··· Data to process ···

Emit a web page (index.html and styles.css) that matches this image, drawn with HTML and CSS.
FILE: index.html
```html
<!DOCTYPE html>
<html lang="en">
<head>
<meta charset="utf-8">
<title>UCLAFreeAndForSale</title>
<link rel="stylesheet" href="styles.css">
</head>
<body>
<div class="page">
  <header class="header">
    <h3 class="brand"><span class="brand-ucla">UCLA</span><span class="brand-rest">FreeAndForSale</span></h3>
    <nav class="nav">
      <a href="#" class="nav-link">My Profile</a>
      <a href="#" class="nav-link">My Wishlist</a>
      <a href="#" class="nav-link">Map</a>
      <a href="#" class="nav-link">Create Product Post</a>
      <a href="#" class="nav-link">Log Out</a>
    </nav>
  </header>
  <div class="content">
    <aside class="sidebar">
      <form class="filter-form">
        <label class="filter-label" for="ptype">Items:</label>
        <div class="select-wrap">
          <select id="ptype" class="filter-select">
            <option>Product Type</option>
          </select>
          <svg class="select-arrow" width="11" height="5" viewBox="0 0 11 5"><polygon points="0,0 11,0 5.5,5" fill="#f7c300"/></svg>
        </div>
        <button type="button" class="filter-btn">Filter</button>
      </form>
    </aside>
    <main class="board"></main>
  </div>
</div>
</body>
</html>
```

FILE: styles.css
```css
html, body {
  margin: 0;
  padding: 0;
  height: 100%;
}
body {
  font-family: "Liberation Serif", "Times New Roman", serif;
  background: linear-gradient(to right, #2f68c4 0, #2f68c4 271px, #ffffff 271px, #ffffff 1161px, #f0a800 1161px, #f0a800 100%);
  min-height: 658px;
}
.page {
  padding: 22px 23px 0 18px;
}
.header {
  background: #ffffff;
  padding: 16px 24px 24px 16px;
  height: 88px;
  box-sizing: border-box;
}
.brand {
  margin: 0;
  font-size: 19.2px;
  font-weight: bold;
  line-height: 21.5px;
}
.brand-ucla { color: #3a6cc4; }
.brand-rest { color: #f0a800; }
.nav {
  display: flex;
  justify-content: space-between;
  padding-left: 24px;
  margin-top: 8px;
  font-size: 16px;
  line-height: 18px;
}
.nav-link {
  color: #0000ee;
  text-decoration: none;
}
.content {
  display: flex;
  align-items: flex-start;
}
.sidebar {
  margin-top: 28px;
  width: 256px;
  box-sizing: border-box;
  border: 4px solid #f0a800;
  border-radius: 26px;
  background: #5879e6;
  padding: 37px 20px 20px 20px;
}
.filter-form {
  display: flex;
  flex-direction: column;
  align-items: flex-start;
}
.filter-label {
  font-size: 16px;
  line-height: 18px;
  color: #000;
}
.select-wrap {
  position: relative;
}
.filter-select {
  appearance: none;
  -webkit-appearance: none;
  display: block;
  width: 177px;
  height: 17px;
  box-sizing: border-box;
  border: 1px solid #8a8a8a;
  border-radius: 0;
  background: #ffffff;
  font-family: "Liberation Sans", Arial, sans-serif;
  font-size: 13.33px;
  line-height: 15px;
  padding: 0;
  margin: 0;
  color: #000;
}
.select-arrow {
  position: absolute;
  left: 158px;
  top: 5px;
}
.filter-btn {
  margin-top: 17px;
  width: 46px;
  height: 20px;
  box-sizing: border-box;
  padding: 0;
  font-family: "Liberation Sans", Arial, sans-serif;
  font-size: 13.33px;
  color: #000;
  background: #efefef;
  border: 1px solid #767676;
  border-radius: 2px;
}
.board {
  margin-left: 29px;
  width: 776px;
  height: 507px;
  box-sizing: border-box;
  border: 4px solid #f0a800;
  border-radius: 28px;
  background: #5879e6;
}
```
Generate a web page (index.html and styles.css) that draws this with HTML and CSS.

···

## Instructions to follow
Reproduce the material precisely, including every line.

## Written reply
Emit a web page (index.html and styles.css) that matches this image, drawn with HTML and CSS.
FILE: index.html
```html
<!DOCTYPE html>
<html lang="en">
<head>
<meta charset="utf-8">
<title>UCLAFreeAndForSale</title>
<link rel="stylesheet" href="styles.css">
</head>
<body>
<div class="page">
  <header class="header">
    <h3 class="brand"><span class="brand-ucla">UCLA</span><span class="brand-rest">FreeAndForSale</span></h3>
    <nav class="nav">
      <a href="#" class="nav-link">My Profile</a>
      <a href="#" class="nav-link">My Wishlist</a>
      <a href="#" class="nav-link">Map</a>
      <a href="#" class="nav-link">Create Product Post</a>
      <a href="#" class="nav-link">Log Out</a>
    </nav>
  </header>
  <div class="content">
    <aside class="sidebar">
      <form class="filter-form">
        <label class="filter-label" for="ptype">Items:</label>
        <div class="select-wrap">
          <select id="ptype" class="filter-select">
            <option>Product Type</option>
          </select>
          <svg class="select-arrow" width="11" height="5" viewBox="0 0 11 5"><polygon points="0,0 11,0 5.5,5" fill="#f7c300"/></svg>
        </div>
        <button type="button" class="filter-btn">Filter</button>
      </form>
    </aside>
    <main class="board"></main>
  </div>
</div>
</body>
</html>
```

FILE: styles.css
```css
html, body {
  margin: 0;
  padding: 0;
  height: 100%;
}
body {
  font-family: "Liberation Serif", "Times New Roman", serif;
  background: linear-gradient(to right, #2f68c4 0, #2f68c4 271px, #ffffff 271px, #ffffff 1161px, #f0a800 1161px, #f0a800 100%);
  min-height: 658px;
}
.page {
  padding: 22px 23px 0 18px;
}
.header {
  background: #ffffff;
  padding: 16px 24px 24px 16px;
  height: 88px;
  box-sizing: border-box;
}
.brand {
  margin: 0;
  font-size: 19.2px;
  font-weight: bold;
  line-height: 21.5px;
}
.brand-ucla { color: #3a6cc4; }
.brand-rest { color: #f0a800; }
.nav {
  display: flex;
  justify-content: space-between;
  padding-left: 24px;
  margin-top: 8px;
  font-size: 16px;
  line-height: 18px;
}
.nav-link {
  color: #0000ee;
  text-decoration: none;
}
.content {
  display: flex;
  align-items: flex-start;
}
.sidebar {
  margin-top: 28px;
  width: 256px;
  box-sizing: border-box;
  border: 4px solid #f0a800;
  border-radius: 26px;
  background: #5879e6;
  padding: 37px 20px 20px 20px;
}
.filter-form {
  display: flex;
  flex-direction: column;
  align-items: flex-start;
}
.filter-label {
  font-size: 16px;
  line-height: 18px;
  color: #000;
}
.select-wrap {
  position: relative;
}
.filter-select {
  appearance: none;
  -webkit-appearance: none;
  display: block;
  width: 177px;
  height: 17px;
  box-sizing: border-box;
  border: 1px solid #8a8a8a;
  border-radius: 0;
  background: #ffffff;
  font-family: "Liberation Sans", Arial, sans-serif;
  font-size: 13.33px;
  line-height: 15px;
  padding: 0;
  margin: 0;
  color: #000;
}
.select-arrow {
  position: absolute;
  left: 158px;
  top: 5px;
}
.filter-btn {
  margin-top: 17px;
  width: 46px;
  height: 20px;
  box-sizing: border-box;
  padding: 0;
  font-family: "Liberation Sans", Arial, sans-serif;
  font-size: 13.33px;
  color: #000;
  background: #efefef;
  border: 1px solid #767676;
  border-radius: 2px;
}
.board {
  margin-left: 29px;
  width: 776px;
  height: 507px;
  box-sizing: border-box;
  border: 4px solid #f0a800;
  border-radius: 28px;
  background: #5879e6;
}
```
Generate a web page (index.html and styles.css) that draws this with HTML and CSS.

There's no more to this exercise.